## Stated task
Write out the opening lines of the data word for word, up to and including the line with "import React from 'react';", and leave every picture and every later line out.
= = =
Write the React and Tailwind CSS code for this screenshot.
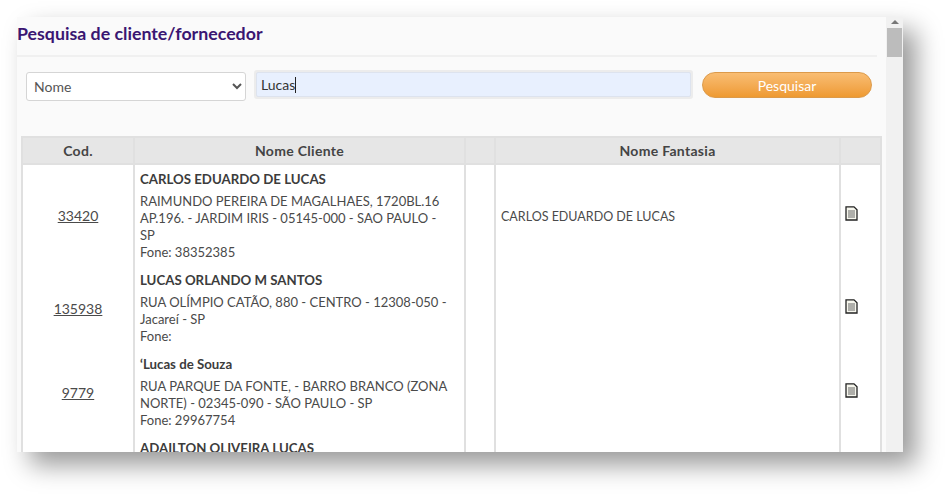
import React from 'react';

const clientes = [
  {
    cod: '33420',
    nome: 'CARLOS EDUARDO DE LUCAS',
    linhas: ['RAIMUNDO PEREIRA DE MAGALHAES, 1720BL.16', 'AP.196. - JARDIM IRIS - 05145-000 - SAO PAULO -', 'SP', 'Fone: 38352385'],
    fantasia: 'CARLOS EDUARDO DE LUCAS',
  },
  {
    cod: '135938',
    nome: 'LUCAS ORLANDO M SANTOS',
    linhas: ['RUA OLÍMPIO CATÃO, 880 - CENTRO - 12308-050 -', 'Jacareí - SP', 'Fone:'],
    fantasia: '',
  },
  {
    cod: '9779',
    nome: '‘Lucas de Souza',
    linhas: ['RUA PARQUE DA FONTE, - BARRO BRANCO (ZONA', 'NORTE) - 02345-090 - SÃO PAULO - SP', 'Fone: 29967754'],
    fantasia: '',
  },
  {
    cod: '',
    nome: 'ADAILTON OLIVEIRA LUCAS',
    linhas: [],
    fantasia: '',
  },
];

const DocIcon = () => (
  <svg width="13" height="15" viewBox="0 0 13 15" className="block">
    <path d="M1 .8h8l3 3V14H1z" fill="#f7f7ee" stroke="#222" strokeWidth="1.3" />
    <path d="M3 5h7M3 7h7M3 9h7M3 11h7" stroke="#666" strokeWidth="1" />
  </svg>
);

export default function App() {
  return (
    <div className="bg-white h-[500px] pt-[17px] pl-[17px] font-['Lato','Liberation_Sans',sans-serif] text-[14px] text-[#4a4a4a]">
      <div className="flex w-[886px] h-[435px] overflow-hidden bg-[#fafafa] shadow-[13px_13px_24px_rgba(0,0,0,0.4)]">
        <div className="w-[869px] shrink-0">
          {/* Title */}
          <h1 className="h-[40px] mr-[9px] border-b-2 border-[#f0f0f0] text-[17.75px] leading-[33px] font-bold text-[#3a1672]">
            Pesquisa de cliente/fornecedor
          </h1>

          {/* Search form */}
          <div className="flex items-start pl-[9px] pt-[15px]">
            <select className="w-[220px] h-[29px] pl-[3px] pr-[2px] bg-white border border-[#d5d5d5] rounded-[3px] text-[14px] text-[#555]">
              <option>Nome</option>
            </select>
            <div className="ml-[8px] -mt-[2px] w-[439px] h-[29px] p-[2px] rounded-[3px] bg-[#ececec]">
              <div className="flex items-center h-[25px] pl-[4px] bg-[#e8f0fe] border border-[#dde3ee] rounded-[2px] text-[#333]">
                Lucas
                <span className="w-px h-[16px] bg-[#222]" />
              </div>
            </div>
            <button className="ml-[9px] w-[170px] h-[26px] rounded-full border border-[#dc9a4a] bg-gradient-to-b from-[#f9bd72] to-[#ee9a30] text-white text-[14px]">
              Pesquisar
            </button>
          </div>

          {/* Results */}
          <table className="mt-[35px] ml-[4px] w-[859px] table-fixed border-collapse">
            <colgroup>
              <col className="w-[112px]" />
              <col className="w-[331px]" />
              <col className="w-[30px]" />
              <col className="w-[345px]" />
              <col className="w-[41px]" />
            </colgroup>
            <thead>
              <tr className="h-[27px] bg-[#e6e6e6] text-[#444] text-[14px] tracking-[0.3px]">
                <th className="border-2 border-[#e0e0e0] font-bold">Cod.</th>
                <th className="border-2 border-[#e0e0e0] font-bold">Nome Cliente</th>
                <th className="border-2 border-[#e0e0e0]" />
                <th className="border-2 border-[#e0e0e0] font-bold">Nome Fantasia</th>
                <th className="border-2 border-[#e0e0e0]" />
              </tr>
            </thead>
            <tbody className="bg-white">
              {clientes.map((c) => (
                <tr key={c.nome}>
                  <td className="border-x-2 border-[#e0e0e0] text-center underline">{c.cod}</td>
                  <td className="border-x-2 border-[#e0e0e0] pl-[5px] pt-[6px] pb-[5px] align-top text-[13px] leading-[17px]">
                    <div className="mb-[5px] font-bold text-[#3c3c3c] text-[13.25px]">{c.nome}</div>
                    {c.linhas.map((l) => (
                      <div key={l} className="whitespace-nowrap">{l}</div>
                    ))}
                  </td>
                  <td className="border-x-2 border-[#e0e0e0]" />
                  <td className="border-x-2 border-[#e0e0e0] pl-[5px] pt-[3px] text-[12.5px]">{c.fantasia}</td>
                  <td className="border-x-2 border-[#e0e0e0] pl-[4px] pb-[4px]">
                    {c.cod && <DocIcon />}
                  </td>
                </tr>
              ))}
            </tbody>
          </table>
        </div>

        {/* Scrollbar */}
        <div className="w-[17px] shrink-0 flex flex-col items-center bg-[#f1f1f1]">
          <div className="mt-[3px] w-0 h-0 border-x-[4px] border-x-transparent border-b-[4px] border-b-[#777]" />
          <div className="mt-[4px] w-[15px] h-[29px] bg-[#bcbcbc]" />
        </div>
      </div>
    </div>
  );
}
= = =
## Task solution
Write the React and Tailwind CSS code for this screenshot.
import React from 'react';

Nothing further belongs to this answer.